“Let’s Call the Whole Thing Off” is a song written by George Gershwin and Ira Gershwin for the 1937 film Shall We Dance, where it was introduced by Fred Astaire and Ginger Rogers as part of a celebrated dance duet on roller skates. The sheet music has the tempo marking of “Brightly”. The song was ranked No. 34 on AFI’s 100 Years…100 Songs.
The song illustrates a conversation between a man and a woman who are in a romantic relationship. However, because they are from two different social classes, the way they pronounce certain words such as “tomato” and “potato” is making them both reconsider if they should continue with the relationship or not. However, at the end they both realise that it would break their hearts if they parted. Therefore, they decide to continue their romance. The original version of the song has a faster tempo and the singers are accompanied by an orchestra. The sound of the song is structured and typical.

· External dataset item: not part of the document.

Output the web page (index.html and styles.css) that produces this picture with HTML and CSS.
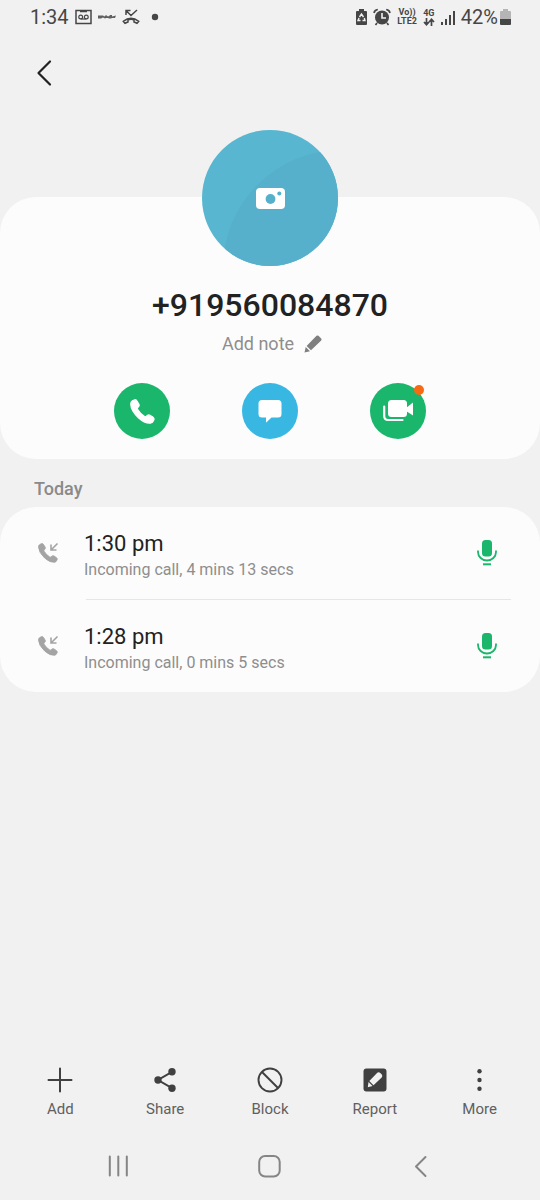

The differences in pronunciation are not simply regional, however, but serve more specifically to identify class differences. At the time, typical American pronunciations were considered less “refined” by the upper-class, and there was a specific emphasis on the “broader” a sound. This class distinction with respect to pronunciation has been retained in caricatures, especially in the theatre, where the longer a pronunciation is most strongly associated with the word darling.

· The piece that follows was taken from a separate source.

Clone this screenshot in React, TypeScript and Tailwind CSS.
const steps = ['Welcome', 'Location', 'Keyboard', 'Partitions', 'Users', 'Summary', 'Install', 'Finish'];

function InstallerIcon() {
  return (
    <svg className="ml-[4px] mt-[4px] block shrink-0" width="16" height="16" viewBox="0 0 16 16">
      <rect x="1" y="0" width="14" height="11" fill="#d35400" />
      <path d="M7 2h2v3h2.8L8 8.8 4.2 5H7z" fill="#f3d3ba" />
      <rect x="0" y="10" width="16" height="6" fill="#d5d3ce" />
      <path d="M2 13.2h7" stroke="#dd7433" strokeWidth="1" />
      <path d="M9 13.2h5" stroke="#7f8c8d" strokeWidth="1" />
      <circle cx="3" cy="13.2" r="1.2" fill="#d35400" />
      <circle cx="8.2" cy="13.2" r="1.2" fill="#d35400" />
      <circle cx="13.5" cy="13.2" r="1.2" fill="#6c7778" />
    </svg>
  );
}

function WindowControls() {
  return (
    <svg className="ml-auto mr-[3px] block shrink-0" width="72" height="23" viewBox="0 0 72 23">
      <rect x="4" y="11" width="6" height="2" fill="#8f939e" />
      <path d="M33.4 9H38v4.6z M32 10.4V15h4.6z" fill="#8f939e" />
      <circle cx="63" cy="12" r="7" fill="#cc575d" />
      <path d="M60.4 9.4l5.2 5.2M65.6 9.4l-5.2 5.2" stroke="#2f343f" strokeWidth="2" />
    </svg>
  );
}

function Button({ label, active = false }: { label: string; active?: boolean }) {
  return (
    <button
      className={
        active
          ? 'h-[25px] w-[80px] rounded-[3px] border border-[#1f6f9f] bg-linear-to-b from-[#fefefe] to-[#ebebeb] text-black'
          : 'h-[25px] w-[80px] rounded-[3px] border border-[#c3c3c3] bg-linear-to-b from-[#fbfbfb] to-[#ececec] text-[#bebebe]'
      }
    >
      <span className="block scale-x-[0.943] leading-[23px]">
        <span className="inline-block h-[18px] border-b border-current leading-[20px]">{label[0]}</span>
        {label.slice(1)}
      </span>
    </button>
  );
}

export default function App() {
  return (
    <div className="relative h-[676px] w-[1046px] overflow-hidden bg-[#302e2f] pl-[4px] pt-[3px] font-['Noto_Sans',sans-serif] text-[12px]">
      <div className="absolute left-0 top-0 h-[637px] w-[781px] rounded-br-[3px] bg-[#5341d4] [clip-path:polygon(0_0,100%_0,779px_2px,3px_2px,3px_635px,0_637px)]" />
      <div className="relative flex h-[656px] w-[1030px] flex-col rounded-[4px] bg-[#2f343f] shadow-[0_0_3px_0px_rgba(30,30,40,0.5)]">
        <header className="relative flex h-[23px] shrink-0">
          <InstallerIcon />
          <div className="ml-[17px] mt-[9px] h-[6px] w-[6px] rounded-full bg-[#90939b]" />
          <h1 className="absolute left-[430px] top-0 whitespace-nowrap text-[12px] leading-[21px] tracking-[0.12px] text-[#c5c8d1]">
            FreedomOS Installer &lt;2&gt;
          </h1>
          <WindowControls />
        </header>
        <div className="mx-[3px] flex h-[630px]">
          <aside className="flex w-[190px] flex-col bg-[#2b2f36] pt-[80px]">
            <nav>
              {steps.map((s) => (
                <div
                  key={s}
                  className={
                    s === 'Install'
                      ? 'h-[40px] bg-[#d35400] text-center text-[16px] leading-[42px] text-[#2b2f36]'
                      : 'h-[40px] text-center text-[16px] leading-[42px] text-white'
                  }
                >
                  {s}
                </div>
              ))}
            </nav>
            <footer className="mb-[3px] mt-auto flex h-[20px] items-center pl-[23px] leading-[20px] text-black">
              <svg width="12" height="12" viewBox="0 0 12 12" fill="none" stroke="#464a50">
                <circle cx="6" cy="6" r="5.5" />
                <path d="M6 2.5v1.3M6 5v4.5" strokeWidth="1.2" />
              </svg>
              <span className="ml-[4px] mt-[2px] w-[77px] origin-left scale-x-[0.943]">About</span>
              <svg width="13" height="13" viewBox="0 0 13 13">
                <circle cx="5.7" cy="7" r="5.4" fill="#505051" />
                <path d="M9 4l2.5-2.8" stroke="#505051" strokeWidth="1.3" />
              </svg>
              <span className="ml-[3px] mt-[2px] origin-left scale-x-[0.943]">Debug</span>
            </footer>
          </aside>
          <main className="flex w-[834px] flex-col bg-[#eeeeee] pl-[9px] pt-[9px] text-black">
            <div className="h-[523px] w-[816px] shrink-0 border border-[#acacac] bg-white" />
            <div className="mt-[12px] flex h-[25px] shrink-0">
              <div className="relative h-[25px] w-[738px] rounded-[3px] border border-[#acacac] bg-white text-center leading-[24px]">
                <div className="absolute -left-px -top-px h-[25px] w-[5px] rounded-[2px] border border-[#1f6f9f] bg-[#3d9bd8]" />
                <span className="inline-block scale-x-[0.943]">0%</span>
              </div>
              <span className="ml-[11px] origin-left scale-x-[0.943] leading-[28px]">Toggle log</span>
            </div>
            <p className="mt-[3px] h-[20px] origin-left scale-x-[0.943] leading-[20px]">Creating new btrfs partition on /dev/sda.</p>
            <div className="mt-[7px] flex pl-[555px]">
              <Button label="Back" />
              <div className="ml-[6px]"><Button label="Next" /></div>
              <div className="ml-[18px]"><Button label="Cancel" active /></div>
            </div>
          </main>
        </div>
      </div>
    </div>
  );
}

The difference with the Ella Fitzgerald and Louis Armstrong version is that it has a slower, jazzier tempo. They were accompanied by a band but the piano is the main instrument displayed. The blue’s tonality is heard throughout the performance, mainly in the voices of the two Blues singers. They perfectly embody the voices of two lovers by making it romantic, as well as playful at times. It is easier to sing along with because of the flexibility of the tempo.

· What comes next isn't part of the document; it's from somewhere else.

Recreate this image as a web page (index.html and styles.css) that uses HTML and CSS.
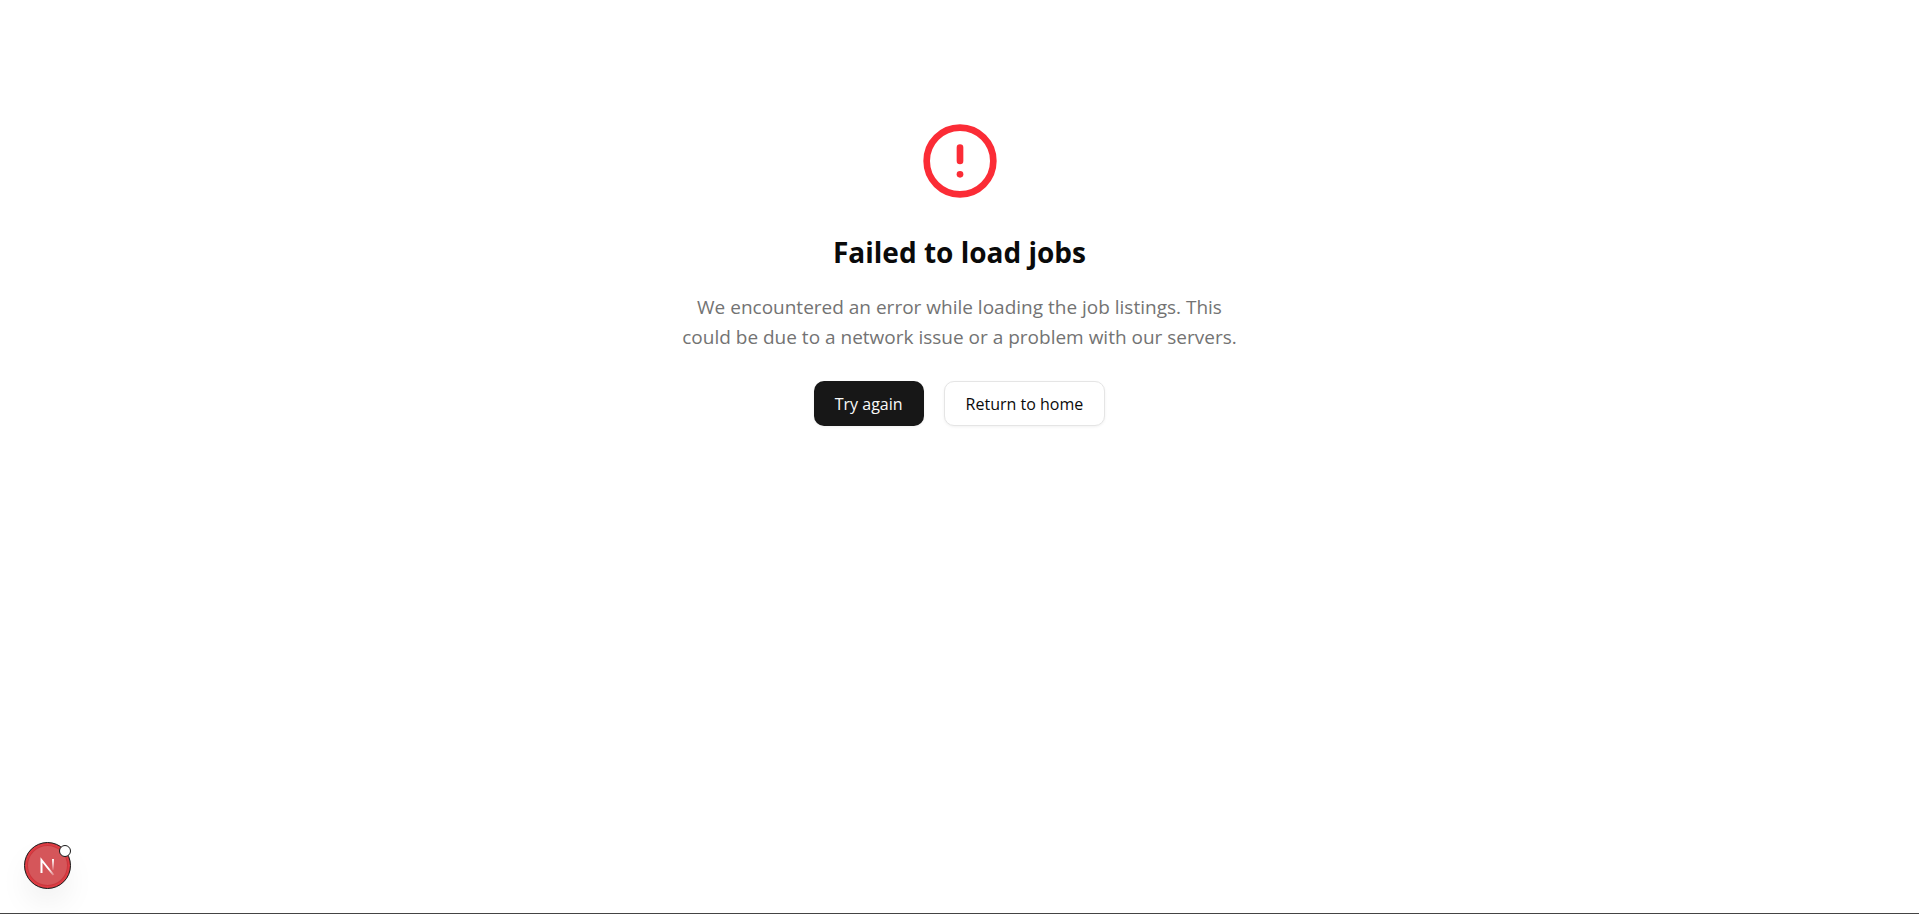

In a February 1970, Anne Bancroft television special, “Annie: The Women in the Life of a Man,” Bancroft appears in a comedy sketch with David Susskind in which she plays a hapless singer in an audition who sings the song from sheet music, cluelessly ignoring the different pronunciation of to-may-to and to-mah-to, etc. Ira Gershwin relates a similar incident in his 1959 book. An essentially similar sketch was performed by comedians John Bird and John Fortune in the 1976 Amnesty International benefit concert A Poke In The Eye (With A Sharp Stick).